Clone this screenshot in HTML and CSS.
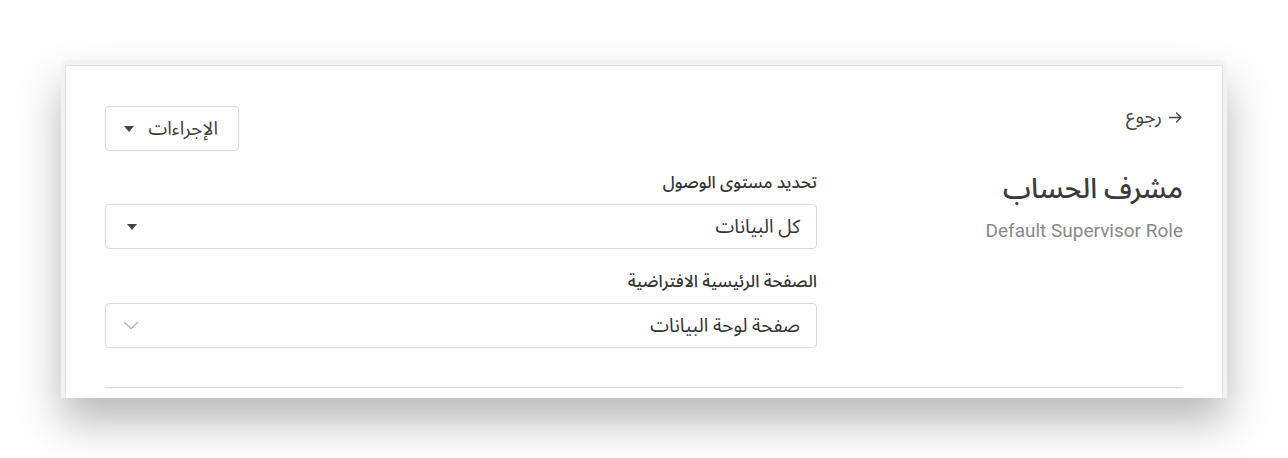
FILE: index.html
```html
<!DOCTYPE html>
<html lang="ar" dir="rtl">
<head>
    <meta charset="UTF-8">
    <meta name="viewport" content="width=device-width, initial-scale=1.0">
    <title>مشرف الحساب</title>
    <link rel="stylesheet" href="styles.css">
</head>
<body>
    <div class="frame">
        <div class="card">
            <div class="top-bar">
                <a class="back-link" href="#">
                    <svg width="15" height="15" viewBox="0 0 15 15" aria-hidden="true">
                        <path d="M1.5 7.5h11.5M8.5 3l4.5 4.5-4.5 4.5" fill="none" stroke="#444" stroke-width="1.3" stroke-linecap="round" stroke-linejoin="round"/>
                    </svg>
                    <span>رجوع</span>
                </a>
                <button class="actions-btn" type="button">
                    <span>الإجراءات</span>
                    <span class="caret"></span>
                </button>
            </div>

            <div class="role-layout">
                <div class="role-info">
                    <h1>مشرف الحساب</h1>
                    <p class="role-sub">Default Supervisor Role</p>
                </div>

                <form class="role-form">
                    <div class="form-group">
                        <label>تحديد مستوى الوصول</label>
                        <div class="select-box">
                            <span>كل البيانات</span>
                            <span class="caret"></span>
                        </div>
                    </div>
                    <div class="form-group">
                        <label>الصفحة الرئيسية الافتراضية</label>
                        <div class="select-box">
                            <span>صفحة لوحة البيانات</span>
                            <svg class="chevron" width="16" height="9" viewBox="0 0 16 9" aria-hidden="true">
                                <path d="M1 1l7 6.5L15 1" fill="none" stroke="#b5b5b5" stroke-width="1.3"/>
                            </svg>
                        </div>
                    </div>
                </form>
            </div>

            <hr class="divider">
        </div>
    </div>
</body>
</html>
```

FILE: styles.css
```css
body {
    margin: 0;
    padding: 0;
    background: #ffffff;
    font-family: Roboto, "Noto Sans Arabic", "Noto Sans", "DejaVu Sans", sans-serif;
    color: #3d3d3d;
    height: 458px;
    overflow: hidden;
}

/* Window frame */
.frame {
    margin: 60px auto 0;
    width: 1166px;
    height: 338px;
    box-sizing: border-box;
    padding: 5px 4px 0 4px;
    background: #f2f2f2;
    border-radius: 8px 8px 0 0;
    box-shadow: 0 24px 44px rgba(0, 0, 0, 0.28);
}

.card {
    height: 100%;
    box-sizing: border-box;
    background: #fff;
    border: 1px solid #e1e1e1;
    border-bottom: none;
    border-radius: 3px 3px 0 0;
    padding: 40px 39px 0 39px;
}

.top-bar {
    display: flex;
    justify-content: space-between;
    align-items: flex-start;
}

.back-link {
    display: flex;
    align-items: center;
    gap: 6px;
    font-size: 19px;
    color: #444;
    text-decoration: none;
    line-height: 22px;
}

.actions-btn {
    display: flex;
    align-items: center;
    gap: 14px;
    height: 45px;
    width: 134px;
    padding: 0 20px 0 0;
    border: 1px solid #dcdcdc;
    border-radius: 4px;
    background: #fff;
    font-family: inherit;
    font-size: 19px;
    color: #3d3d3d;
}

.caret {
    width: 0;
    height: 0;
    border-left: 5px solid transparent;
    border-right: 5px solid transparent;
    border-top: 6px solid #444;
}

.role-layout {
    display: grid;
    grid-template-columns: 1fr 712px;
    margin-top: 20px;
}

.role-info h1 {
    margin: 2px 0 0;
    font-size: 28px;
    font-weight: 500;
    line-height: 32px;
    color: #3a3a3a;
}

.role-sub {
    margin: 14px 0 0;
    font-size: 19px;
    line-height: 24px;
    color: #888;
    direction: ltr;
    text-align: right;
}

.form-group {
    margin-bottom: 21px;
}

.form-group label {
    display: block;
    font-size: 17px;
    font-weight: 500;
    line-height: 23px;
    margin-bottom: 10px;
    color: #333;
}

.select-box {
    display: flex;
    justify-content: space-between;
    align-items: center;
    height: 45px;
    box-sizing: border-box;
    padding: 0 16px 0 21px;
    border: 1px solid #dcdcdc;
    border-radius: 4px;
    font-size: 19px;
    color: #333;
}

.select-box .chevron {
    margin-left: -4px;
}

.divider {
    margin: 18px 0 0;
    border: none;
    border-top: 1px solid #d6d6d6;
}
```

→ BRIEF: Skip the images and write out the rest of the listing exactly.

→ OUTPUT FOR THIS EXERCISE:
Clone this screenshot in HTML and CSS.
FILE: index.html
```html
<!DOCTYPE html>
<html lang="ar" dir="rtl">
<head>
    <meta charset="UTF-8">
    <meta name="viewport" content="width=device-width, initial-scale=1.0">
    <title>مشرف الحساب</title>
    <link rel="stylesheet" href="styles.css">
</head>
<body>
    <div class="frame">
        <div class="card">
            <div class="top-bar">
                <a class="back-link" href="#">
                    <svg width="15" height="15" viewBox="0 0 15 15" aria-hidden="true">
                        <path d="M1.5 7.5h11.5M8.5 3l4.5 4.5-4.5 4.5" fill="none" stroke="#444" stroke-width="1.3" stroke-linecap="round" stroke-linejoin="round"/>
                    </svg>
                    <span>رجوع</span>
                </a>
                <button class="actions-btn" type="button">
                    <span>الإجراءات</span>
                    <span class="caret"></span>
                </button>
            </div>

            <div class="role-layout">
                <div class="role-info">
                    <h1>مشرف الحساب</h1>
                    <p class="role-sub">Default Supervisor Role</p>
                </div>

                <form class="role-form">
                    <div class="form-group">
                        <label>تحديد مستوى الوصول</label>
                        <div class="select-box">
                            <span>كل البيانات</span>
                            <span class="caret"></span>
                        </div>
                    </div>
                    <div class="form-group">
                        <label>الصفحة الرئيسية الافتراضية</label>
                        <div class="select-box">
                            <span>صفحة لوحة البيانات</span>
                            <svg class="chevron" width="16" height="9" viewBox="0 0 16 9" aria-hidden="true">
                                <path d="M1 1l7 6.5L15 1" fill="none" stroke="#b5b5b5" stroke-width="1.3"/>
                            </svg>
                        </div>
                    </div>
                </form>
            </div>

            <hr class="divider">
        </div>
    </div>
</body>
</html>
```

FILE: styles.css
```css
body {
    margin: 0;
    padding: 0;
    background: #ffffff;
    font-family: Roboto, "Noto Sans Arabic", "Noto Sans", "DejaVu Sans", sans-serif;
    color: #3d3d3d;
    height: 458px;
    overflow: hidden;
}

/* Window frame */
.frame {
    margin: 60px auto 0;
    width: 1166px;
    height: 338px;
    box-sizing: border-box;
    padding: 5px 4px 0 4px;
    background: #f2f2f2;
    border-radius: 8px 8px 0 0;
    box-shadow: 0 24px 44px rgba(0, 0, 0, 0.28);
}

.card {
    height: 100%;
    box-sizing: border-box;
    background: #fff;
    border: 1px solid #e1e1e1;
    border-bottom: none;
    border-radius: 3px 3px 0 0;
    padding: 40px 39px 0 39px;
}

.top-bar {
    display: flex;
    justify-content: space-between;
    align-items: flex-start;
}

.back-link {
    display: flex;
    align-items: center;
    gap: 6px;
    font-size: 19px;
    color: #444;
    text-decoration: none;
    line-height: 22px;
}

.actions-btn {
    display: flex;
    align-items: center;
    gap: 14px;
    height: 45px;
    width: 134px;
    padding: 0 20px 0 0;
    border: 1px solid #dcdcdc;
    border-radius: 4px;
    background: #fff;
    font-family: inherit;
    font-size: 19px;
    color: #3d3d3d;
}

.caret {
    width: 0;
    height: 0;
    border-left: 5px solid transparent;
    border-right: 5px solid transparent;
    border-top: 6px solid #444;
}

.role-layout {
    display: grid;
    grid-template-columns: 1fr 712px;
    margin-top: 20px;
}

.role-info h1 {
    margin: 2px 0 0;
    font-size: 28px;
    font-weight: 500;
    line-height: 32px;
    color: #3a3a3a;
}

.role-sub {
    margin: 14px 0 0;
    font-size: 19px;
    line-height: 24px;
    color: #888;
    direction: ltr;
    text-align: right;
}

.form-group {
    margin-bottom: 21px;
}

.form-group label {
    display: block;
    font-size: 17px;
    font-weight: 500;
    line-height: 23px;
    margin-bottom: 10px;
    color: #333;
}

.select-box {
    display: flex;
    justify-content: space-between;
    align-items: center;
    height: 45px;
    box-sizing: border-box;
    padding: 0 16px 0 21px;
    border: 1px solid #dcdcdc;
    border-radius: 4px;
    font-size: 19px;
    color: #333;
}

.select-box .chevron {
    margin-left: -4px;
}

.divider {
    margin: 18px 0 0;
    border: none;
    border-top: 1px solid #d6d6d6;
}
```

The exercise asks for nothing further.